When your big-city organisation is in trouble, it’s not safe to use the reactions of media as a guide to your response – if your objective is to satisfy customers or the general public.

Being criticised in public is not the same as being criticised by the public.  That’s because modern media, and many of the commentators they use, are not representative of public attitudes.

We saw this “media bubble” illustrated in the media’s portrayal of the issue of changing the name of the Crusaders rugby team following the Christchurch carnage.

Bizarrely, after a month of media criticism on the suitability of the Crusaders’ name, TVNZ published a ‘’shock’’ Colmar Brunton poll; three-quarters of those surveyed supported the Crusaders retaining the name.

That this was a shock to media is a good measure of their distance from the public mood.

But the unreliability of the media bubble was fully exposed by what TVNZ did with that story.
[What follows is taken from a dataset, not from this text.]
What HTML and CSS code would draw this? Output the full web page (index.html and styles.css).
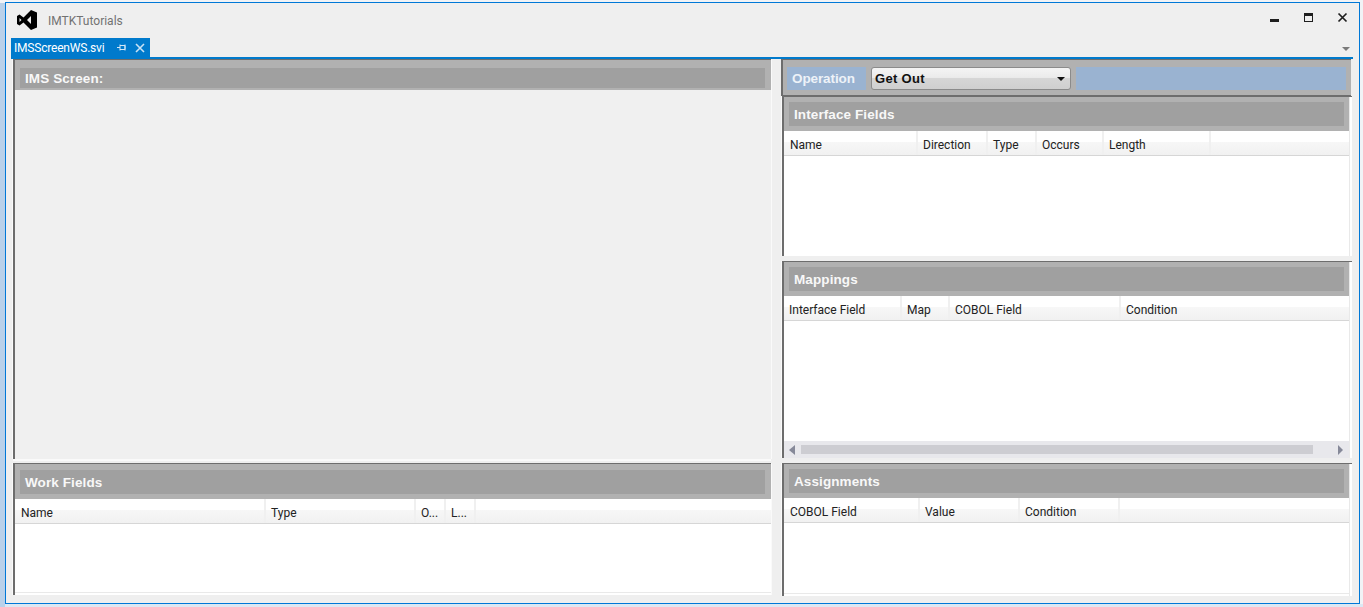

It asked “experts” to explain how and why the public attitude was so off-beam.

Organisations at the centre of this issue could have been blinded from public sentiment by the intensity and tone of questions, and coverage from media and commentators.

Yet there were clues if they chose to look. When criticism in the media was at its strongest in late March, a Stuff.co.nz poll found 63% were opposed to ditching the name. 25,000 people signed a petition imploring the Crusaders to not change.

If the public matters to your reputation or your sales – and we think it almost always does – it is critical to look outside the bubble that blows up around you during a crisis. Media and commentators are often obscuring more than they’re revealing.